To be baptized into the Name of the Trinitarian God means much more than just getting wet for Jesus. After people are baptized in water they dry off. And I still believe that being immersed in water is something we must do in obedience to Christ for will the reasons the New Testament gives for obeying Christ in baptism. But while we follow the “letter of the law” so to speak, do we omit the weightier, or perhaps deeper part of the commission to be baptized?

To be baptized is to be immersed, submerged and overwhelmed by the water we are baptized in. Baptism is only for disciples and disciples are followers not just believers. The disciples in Matthew 28 were taught to teach baptized disciples to observe all that Jesus has commanded. But, we so very often dry off our bodies after baptism and also dry up our commitment to obey Jesus.

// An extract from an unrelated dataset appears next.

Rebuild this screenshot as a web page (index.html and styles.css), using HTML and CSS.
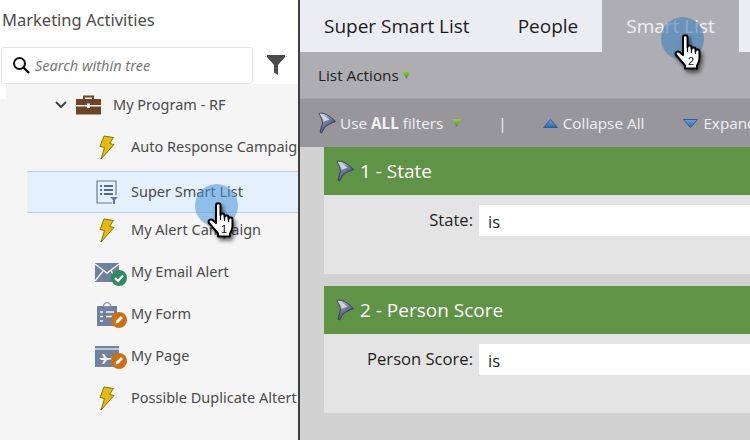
FILE: index.html
```html
<!DOCTYPE html>
<html lang="en">
  <head>
    <meta charset="UTF-8" />
    <title>Super Smart List</title>
    <link rel="stylesheet" href="styles.css">
  </head>
  <body>
    <svg class="defs" width="0" height="0">
      <defs>
        <linearGradient id="metal" x1="0" y1="0" x2="0.6" y2="1">
          <stop offset="0" stop-color="#e9eaf0" />
          <stop offset="0.45" stop-color="#8187a6" />
          <stop offset="1" stop-color="#2b3150" />
        </linearGradient>
        <linearGradient id="greenTri" x1="0" y1="0" x2="0" y2="1">
          <stop offset="0" stop-color="#9ad04a" />
          <stop offset="1" stop-color="#3f8a1e" />
        </linearGradient>
        <linearGradient id="blueTri" x1="0" y1="0" x2="0" y2="1">
          <stop offset="0" stop-color="#6aa6e0" />
          <stop offset="1" stop-color="#2a67a8" />
        </linearGradient>
        <symbol id="bolt" viewBox="0 0 16 25">
          <path d="M5 1 L14.500 2.500 L10.500 8.500 L15 9.500 L2 24 L5.500 12.500 L1 11.500 Z" fill="#e5bb0c" stroke="#85740f" stroke-width="1" stroke-linejoin="round" />
        </symbol>
        <symbol id="funnel" viewBox="0 0 18 22">
          <path d="M1 1.500 C6 0 12 4 17.500 9.500 C13 11 10 13 7 15 L3.500 21 L2 20 L4.500 11 C4 7 2.500 4 1 1.500 Z" fill="url(#metal)" stroke="#2f3550" stroke-width="0.800" />
          <path d="M3 3 C6 3 9 5.500 11.500 8 C9 8 7 9 5.500 10 C5.500 8 4.500 5 3 3 Z" fill="#cfd3e2" />
        </symbol>
        <symbol id="hand" viewBox="0 0 29 36">
          <path d="M9 3.500 C9 0.500 13.500 0.500 13.500 3.500 V13 C13.500 11 17.500 11 17.500 13.500 V15 C17.500 13 21.500 13 21.500 15.500 V17 C21.500 15 25.500 15 25.500 17.500 V24 C25.500 27.500 24 29.500 23 31.500 V34.500 H11 V31.500 C8.500 28.500 4.500 24 2 21 C0.500 18.500 3.500 16.500 5.500 18 L9 21 Z" fill="#fff" stroke="#000" stroke-width="2" stroke-linejoin="round" />
          <path d="M13.500 13 V18 M17.500 15 V19 M21.500 17 V20" stroke="#000" stroke-width="1.200" fill="none" />
        </symbol>
      </defs>
    </svg>

    <div class="app">
      <aside class="sidebar">
        <h1 class="sidebar-title">Marketing Activities</h1>
        <div class="search-row">
          <div class="search-box">
            <svg class="search-icon" viewBox="0 0 18 18" width="18" height="18">
              <circle cx="7.500" cy="7.500" r="5.500" fill="none" stroke="#111" stroke-width="2" />
              <path d="M11.500 11.500 L17 17" stroke="#111" stroke-width="2.400" />
            </svg>
            <span>Search within tree</span>
          </div>
          <svg class="filter-icon" viewBox="0 0 18 20" width="18" height="20">
            <path d="M0 0 H18 V2 L11 10 V20 L7 17.500 V10 L0 2 Z" fill="#4b4b4b" />
          </svg>
        </div>
        <div class="tree-notch"></div>
        <ul class="tree">
          <li class="tree-row program">
            <svg class="chevron" viewBox="0 0 12 8" width="12" height="8"><path d="M1 1 L6 6 L11 1" fill="none" stroke="#444" stroke-width="2" /></svg>
            <svg class="case-icon" viewBox="0 0 25 20" width="25" height="20">
              <path d="M8 4 V1.500 H17 V4" fill="none" stroke="#6d4526" stroke-width="2" />
              <path d="M0 4 H25 V10 H14 V8.500 H11 V10 H0 Z M0 11.500 H11 V13 H14 V11.500 H25 V19.500 H0 Z" fill="#6d4526" />
            </svg>
            <span class="label">My Program - RF</span>
          </li>
          <li class="tree-row tall"><span class="item-icon"><svg width="16" height="25"><use href="#bolt" /></svg></span><span class="label">Auto Response Campaign</span></li>
          <li class="tree-row selected">
            <span class="item-icon">
              <svg viewBox="0 0 22 24" width="22" height="24">
                <path d="M16 23 H1 V1 H20 V15" fill="none" stroke="#6a7a96" stroke-width="1.200" />
                <path d="M4 6 H6 M8 6 H17 M4 10 H6 M8 10 H17 M4 14 H6 M8 14 H17" stroke="#56698a" stroke-width="2" />
                <path d="M14 17 H22 L19 20 V24 H17 V20 Z" fill="#6a7a96" />
              </svg>
            </span>
            <span class="label">Super Smart List</span>
          </li>
          <li class="tree-row after-selected"><span class="item-icon"><svg width="16" height="25"><use href="#bolt" /></svg></span><span class="label">My Alert Campaign</span></li>
          <li class="tree-row">
            <span class="item-icon">
              <svg viewBox="0 0 24 19" width="24" height="19">
                <rect width="24" height="19" fill="#6f819d" />
                <path d="M0 1 L12 10 L24 1 M0 18 L8 8 M24 18 L16 8" fill="none" stroke="#f5f5f5" stroke-width="1.400" />
              </svg>
              <svg class="badge low" viewBox="0 0 16 16" width="16" height="16">
                <circle cx="8" cy="8" r="8" fill="#2f8a63" />
                <path d="M4 8 L7 11 L12 5.500" fill="none" stroke="#fff" stroke-width="2.200" />
              </svg>
            </span>
            <span class="label">My Email Alert</span>
          </li>
          <li class="tree-row">
            <span class="item-icon">
              <svg viewBox="0 0 20 24" width="20" height="24">
                <path d="M0 4 H6 C6 -1 14 -1 14 4 H20 V24 H0 Z" fill="#6f819d" />
                <path d="M8 3.500 C8 1.500 12 1.500 12 3.500 Z M3 10 H6 M9 10 H17 M3 14.500 H6 M9 14.500 H15 M3 19 H6" stroke="#f5f5f5" stroke-width="1.500" fill="#f5f5f5" />
              </svg>
              <svg class="badge" viewBox="0 0 16 16" width="16" height="16">
                <circle cx="8" cy="8" r="8" fill="#cb6f10" />
                <path d="M4.500 11.500 L5 9 L10 4 L12 6 L7 11 Z" fill="#fff" />
              </svg>
            </span>
            <span class="label">My Form</span>
          </li>
          <li class="tree-row">
            <span class="item-icon">
              <svg viewBox="0 0 24 21" width="24" height="21">
                <rect width="24" height="21" fill="#6f819d" />
                <path d="M0 3 H24" stroke="#f5f5f5" stroke-width="1.200" />
                <path d="M4 12 H9 L7 8 H9 L12 12 H17 L18 13 L12 14 L9 18 H7 L9 14 H6 Z" fill="#f5f5f5" />
              </svg>
              <svg class="badge" viewBox="0 0 16 16" width="16" height="16">
                <circle cx="8" cy="8" r="8" fill="#cb6f10" />
                <path d="M4.500 11.500 L5 9 L10 4 L12 6 L7 11 Z" fill="#fff" />
              </svg>
            </span>
            <span class="label">My Page</span>
          </li>
          <li class="tree-row"><span class="item-icon"><svg width="16" height="25"><use href="#bolt" /></svg></span><span class="label">Possible Duplicate Altert</span></li>
        </ul>
      </aside>

      <main class="main">
        <nav class="tabs">
          <div class="tab">Super Smart List</div>
          <div class="tab">People</div>
          <div class="tab active">Smart List</div>
        </nav>
        <div class="list-actions">
          <span>List Actions</span>
          <svg class="tri" width="9" height="8"><path d="M0 0 H9 L4.500 8 Z" fill="url(#greenTri)" /></svg>
        </div>
        <div class="filter-bar">
          <span class="filter-mode">
            <svg class="funnel" width="18" height="22"><use href="#funnel" /></svg>
            <span>Use <b>ALL</b> filters</span>
            <svg class="tri mode-tri" width="9" height="8"><path d="M0 0 H9 L4.500 8 Z" fill="url(#greenTri)" /></svg>
          </span>
          <span class="sep">|</span>
          <span class="bar-btn">
            <svg width="15" height="9"><path d="M0.500 8.500 H14.500 L7.500 0.500 Z" fill="url(#blueTri)" stroke="#2a5f9c" /></svg>
            Collapse All
          </span>
          <span class="bar-btn">
            <svg width="15" height="9"><path d="M0.500 0.500 H14.500 L7.500 8.500 Z" fill="url(#blueTri)" stroke="#2a5f9c" /></svg>
            Expand All
          </span>
        </div>
        <div class="filters">
          <section class="card">
            <header class="card-head">
              <svg class="funnel" width="18" height="22"><use href="#funnel" /></svg>
              <span>1 - State</span>
            </header>
            <div class="card-body">
              <label class="field-label">State:</label>
              <div class="field-value">is</div>
            </div>
          </section>
          <section class="card">
            <header class="card-head">
              <svg class="funnel" width="18" height="22"><use href="#funnel" /></svg>
              <span>2 - Person Score</span>
            </header>
            <div class="card-body">
              <label class="field-label">Person Score:</label>
              <div class="field-value">is</div>
            </div>
          </section>
        </div>
      </main>

      <div class="spot spot-one"></div>
      <svg class="pointer pointer-one" viewBox="0 0 29 36" width="29" height="36">
        <use href="#hand" />
        <text x="17" y="31" text-anchor="middle">1</text>
      </svg>
      <div class="spot spot-two"></div>
      <svg class="pointer pointer-two" viewBox="0 0 29 36" width="29" height="36">
        <use href="#hand" />
        <text x="17" y="31" text-anchor="middle">2</text>
      </svg>
    </div>
  </body>
</html>
```
FILE: styles.css
```css
* {
  box-sizing: border-box;
}
body {
  margin: 0;
  width: 750px;
  height: 440px;
  overflow: hidden;
  background: #fff;
}
.defs {
  position: absolute;
}
.app {
  position: relative;
  display: flex;
  width: 750px;
  height: 440px;
  overflow: hidden;
}

/* left tree */
.sidebar {
  width: 300px;
  flex: none;
  display: flex;
  flex-direction: column;
  overflow: hidden;
  border-right: 2px solid #3f3f3f;
  font-family: "Noto Sans", sans-serif;
  color: #4b4b4b;
}
.sidebar-title {
  flex: none;
  margin: 0;
  padding: 9px 0 0 2px;
  height: 46px;
  font-size: 16.500px;
  line-height: 22px;
  font-weight: 400;
}
.search-row {
  display: flex;
  align-items: center;
  height: 38px;
  flex: none;
}
.search-box {
  display: flex;
  align-items: center;
  gap: 5px;
  width: 252px;
  height: 37px;
  margin-left: 1px;
  padding-left: 10px;
  background: #fff;
  border: 1px solid #e4e4e4;
  border-radius: 3px;
  font-size: 14.500px;
  font-style: italic;
  color: #777;
}
.filter-icon {
  margin-left: 14px;
}
.tree-notch {
  height: 15px;
  margin-left: 6px;
  background: #f5f5f5;
  flex: none;
}
.tree {
  list-style: none;
  margin: 0;
  padding: 0;
  flex: 1;
  background: #f5f5f5;
}
.tree-row {
  display: flex;
  align-items: center;
  height: 42px;
  padding-left: 95px;
  font-size: 14.500px;
  white-space: nowrap;
}
.program {
  height: 12px;
  margin-bottom: 12px;
  padding-left: 55px;
}
.tall {
  height: 48px;
}
.after-selected {
  height: 38px;
  padding-bottom: 4px;
}
.chevron {
  margin-right: 9px;
}
.case-icon {
  margin-right: 12px;
}
.item-icon {
  position: relative;
  display: flex;
  justify-content: center;
  flex: none;
  width: 24px;
  margin-right: 12px;
}
.label {
  flex: none;
  margin-top: -2px;
}
.badge {
  position: absolute;
  left: 16px;
  bottom: -2px;
}
.badge.low {
  bottom: -4px;
}
.selected {
  margin-left: 27px;
  padding-left: 68px;
  background: #e5f0fd;
  border-top: 1px solid #b4d0f0;
  border-bottom: 1px solid #b4d0f0;
}

/* right panel */
.main {
  flex: 1;
  min-width: 0;
  display: flex;
  flex-direction: column;
  background: #d2d2d2;
  font-family: "Open Sans", sans-serif;
}
.tabs {
  display: flex;
  height: 52px;
  flex: none;
  padding-left: 24px;
  background: #ecedf3;
  font-size: 19px;
  color: #1c1c1c;
}
.tab {
  line-height: 52px;
  margin-right: 48px;
}
.tab.active {
  margin: 0 0 0 -24px;
  padding: 0 24px;
  background: #aeadb1;
  color: #f1f1f1;
}
.list-actions {
  display: flex;
  align-items: center;
  gap: 3px;
  height: 47px;
  flex: none;
  padding-left: 18px;
  background: #aeadb1;
  border-bottom: 1px solid #a2a1a6;
  font-size: 15.300px;
  color: #1f1f1f;
}
.filter-bar {
  display: flex;
  align-items: center;
  height: 48px;
  flex: none;
  padding-left: 18px;
  background: #97969b;
  font-size: 15.300px;
  color: #f1f1f1;
  white-space: nowrap;
}
.filter-mode {
  display: flex;
  align-items: center;
  gap: 4px;
}
.mode-tri {
  margin-left: 5px;
}
.sep {
  margin-left: 37px;
  margin-right: -1px;
}
.bar-btn {
  display: flex;
  align-items: center;
  gap: 5px;
  margin-left: 37px;
}
.bar-btn + .bar-btn {
  margin-left: 39px;
}
.filters {
  display: flex;
  flex-direction: column;
  gap: 12px;
  padding-left: 24px;
}
.card-head {
  display: flex;
  align-items: center;
  gap: 6px;
  height: 48px;
  padding-left: 12px;
  background: #5f9346;
  font-size: 19px;
  color: #fff;
}
.card-body {
  display: flex;
  height: 79px;
  padding-top: 10px;
  background: #e4e4e4;
  font-size: 16.600px;
  color: #1f1f1f;
}
.field-label {
  width: 149px;
  text-align: right;
  line-height: 30px;
}
.field-value {
  flex: 1;
  height: 31px;
  margin-left: 6px;
  padding-left: 9px;
  background: #fff;
  line-height: 34px;
}

/* click markers */
.spot {
  position: absolute;
  width: 43px;
  height: 43px;
  border-radius: 50%;
  background: rgba(72, 150, 215, 0.55);
}
.spot-one {
  left: 195px;
  top: 184px;
}
.spot-two {
  left: 661px;
  top: 17px;
  background: rgba(60, 130, 190, 0.6);
}
.pointer {
  position: absolute;
  filter: drop-shadow(2px 3px 2px rgba(0, 0, 0, 0.6));
  font-family: "Liberation Sans", sans-serif;
  font-size: 11px;
}
.pointer-one {
  left: 207px;
  top: 202px;
}
.pointer-two {
  left: 674px;
  top: 34px;
}
```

The “Great Omission” in the Great Commission is our comfortably numb lack of obedience to Jesus Christ, His authority to command not only in heaven but right here on earth, right now in our lives; and our presumption is to just do the rituals the way they are prescribed, then Jesus will be with us.

I believe that baptism means that we are supposed to allow our whole lives to be immersed in God and all that He is as our Father, as our Savior and as our Guide. Being immersed in God is so much more than going to church on Sunday, singing some songs, listening to some words, giving to missions and hoping that our church will grow faster than the other churches around us. Being immersed in the Name of the Father and the Son and the Holy Spirit means to be overwhelmed and drowning in the water of resurrection life that is revealed to us in the Bible and all that the Bible reveals to us about our relationship to God the Creator, Redeemer and Life Giving Spirit; and our relationships to His creation, the people around us and one another.

True Biblical disciples of Christ dive deeper than just the ritual of baptism and they never dry off.